I nostri lettori sanno che, pur lamentando come il nostro Paese sia sempre indietro sul fronte dell’innovazione, perché questa viene osteggiata da tutte le caste e le lobby che ne sono minacciate, non siamo del tutto convinti che Uber sia tutta rose e fiori.
Da un lato c’è infatti l’accusa dei suoi stessi autisti di pagare meno di quanto l’azienda pubblicizza. Poi è la stessa Uber a essersi procurata non pochi problemi, legali e non, specialmente negli USA negli ultimi mesi, tanto da aver fatto nascere campagne mediatiche di boicottaggio (anche con l’hashtag #DeleteUber).

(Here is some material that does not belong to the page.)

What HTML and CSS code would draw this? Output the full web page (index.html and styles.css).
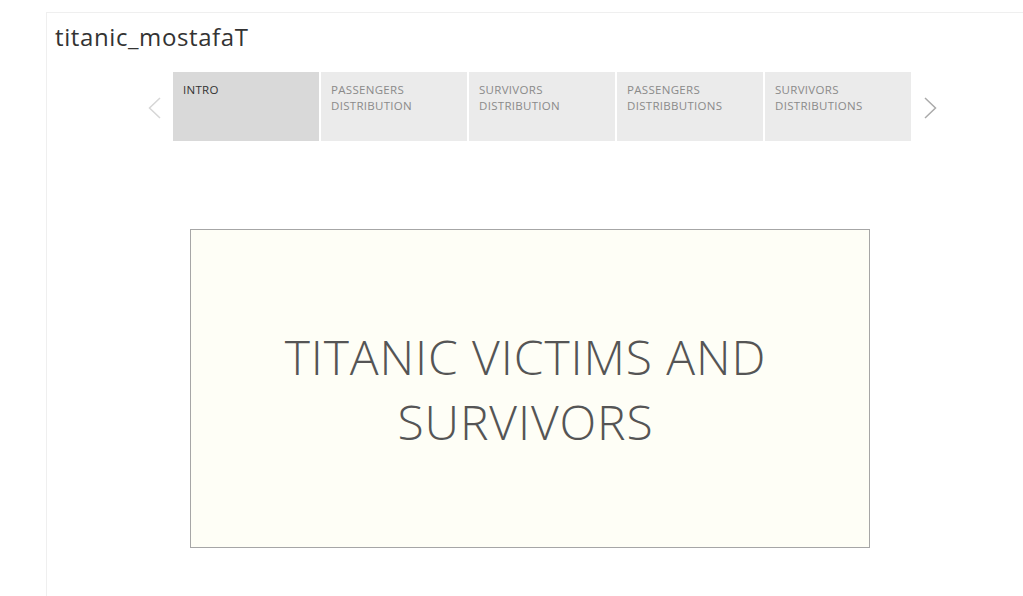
FILE: index.html
```html
<!DOCTYPE html>
<html>
<head>
<meta charset="utf-8">
<link rel="stylesheet" href="styles.css">
</head>
<body>
<div class="frame">
  <h1 class="title">titanic_mostafaT</h1>
  <div class="story">
    <div class="nav">
      <span class="arrow prev">
        <svg width="13" height="22" viewBox="0 0 13 22"><path d="M12 1 L1.5 11 L12 21" fill="none" stroke="#d6d6d6" stroke-width="1.5"/></svg>
      </span>
      <div class="tabs">
        <div class="tab active">INTRO</div>
        <div class="tab">PASSENGERS<br>DISTRIBUTION</div>
        <div class="tab">SURVIVORS<br>DISTRIBUTION</div>
        <div class="tab">PASSENGERS<br>DISTRIBBUTIONS</div>
        <div class="tab">SURVIVORS<br>DISTRIBUTIONS</div>
      </div>
      <span class="arrow next">
        <svg width="13" height="22" viewBox="0 0 13 22"><path d="M1 1 L11.5 11 L1 21" fill="none" stroke="#aaaaaa" stroke-width="1.5"/></svg>
      </span>
    </div>
    <div class="card">
      <p class="headline">TITANIC VICTIMS AND<br>SURVIVORS</p>
    </div>
  </div>
</div>
</body>
</html>
```

FILE: styles.css
```css
html, body {
  margin: 0;
  padding: 0;
  background: #ffffff;
  height: 100%;
  overflow: hidden;
}
body {
  font-family: "Open Sans", "Noto Sans", sans-serif;
}
.frame {
  margin: 12px 0 0 46px;
  border-left: 1px solid #efefef;
  border-top: 1px solid #efefef;
  height: 600px;
}
.title {
  margin: 0;
  padding: 9px 0 0 8px;
  font-size: 24px;
  font-weight: 400;
  color: #333333;
  line-height: 30px;
  letter-spacing: 0.6px;
  height: 48px;
  box-sizing: border-box;
}
.story {
  padding-left: 88px;
}
.nav {
  display: flex;
  align-items: center;
  height: 69px;
  margin-top: 11px;
}
.arrow {
  display: flex;
  width: 38px;
  justify-content: center;
  padding-top: 2px;
}
.tabs {
  display: flex;
  gap: 2px;
  height: 69px;
}
.tab {
  width: 146px;
  box-sizing: border-box;
  padding: 10px 10px;
  background: #ebebeb;
  color: #8a8a8a;
  font-size: 11.5px;
  line-height: 16px;
  letter-spacing: 0.3px;
}
.tab.active {
  background: #d9d9d9;
  color: #333333;
}
.card {
  margin: 88px 0 0 55px;
  width: 680px;
  height: 319px;
  box-sizing: border-box;
  border: 1px solid #a6a6a6;
  background: #fefef6;
  display: flex;
  align-items: center;
  justify-content: center;
  padding-right: 9px;
}
.headline {
  margin: 0;
  text-align: center;
  font-size: 48px;
  font-weight: 300;
  line-height: 65px;
  color: #555555;
  letter-spacing: 0.9px;
}
```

Fortunatamente sembra che sia ancora possibile mettere insieme i vantaggi del ride sharing e il miglioramento del servizio offerto dalle nuove tecnologie con un maggior rispetto dei lavoratori: una sorta di innovazione dal volto umano, se mi passate la frase.
Flywheel, ad esempio, si pone come anti-Uber, pur funzionando nello stesso modo. Anche con Flywheel, infatti, si usa un’App in cui si memorizza la propria carta di credito e si richiede una vettura, osservando sulla mappa quando questa sta arrivando.
La differenza è che Flywheel lavora con le aziende private di taxi, il che significa che l’autista è un tassista vero e proprio, e ha una licenza per la città in cui opera. Questo significa anche che Flywheel non prevede il sistema del cosiddetto surge pricing, quello che, regolando il costo dei tragitti in funzione della domanda e dell’offerta, ha reso famosa Uber.
Flywheel punta su altri benefici per differenziarsi da Uber e dagli altri concorrenti. Il primo è che i suoi autisti sono tutti attentamente controllati, come tipicamente avviene nelle aziende di taxi tradizionali. Un altro è che è possibile prenotare in anticipo la chiamata per farsi portare in aeroporto.
Nei mesi scorsi alla guida di Flywheel è stato chiamato Rakesh Mathur: il compito del nuovo CEO (che ha alle spalle una lunga serie di start-up lanciate e poi rivendute, e ha lavorato per Amazon) è far espandere Flywheel oltre i tre mercati in cui era presente all’inizio del suo lavoro (San Francisco, Los Angeles, e Seattle): a oggi sono stati aggiunti Sacramento e San Diego).
L’espansione per un’azienda con il modello di Flywheel è molto più lenta che per Uber. Quest’ultima entra in un mercato metropolitano molto rapidamente, non appena ne vede l’opportunità. Flywheel invece deve prima ottenere l’approvazione degli organi che regolano il settore a livello locale, poi proporsi alle varie compagnie di trasporto e ai tassisti. Altre lungaggini sono più operative: le aziende devono ad esempio insegnare ai propri autisti a non cancellare la chiamata di Flywheel se vedono qualcuno che chiama il taxi per strada.
Flywheel diventa quindi un’ottima alternativa per le aziende di taxi tradizionali, che rischiano di risentire pesantemente della concorrenza di prezzo di Uber e dei suoi pari, ma difficilmente hanno le risorse per costruirsi e promuovere una propria App. Per questo Mathur ritiene che l’espansione di Flywheel sarà facilitata.
E se Uber continuerà a inanellare problemi legali, di immagine e di comunicazione, Flywheel cercherà sicuramente di trarne vantaggio.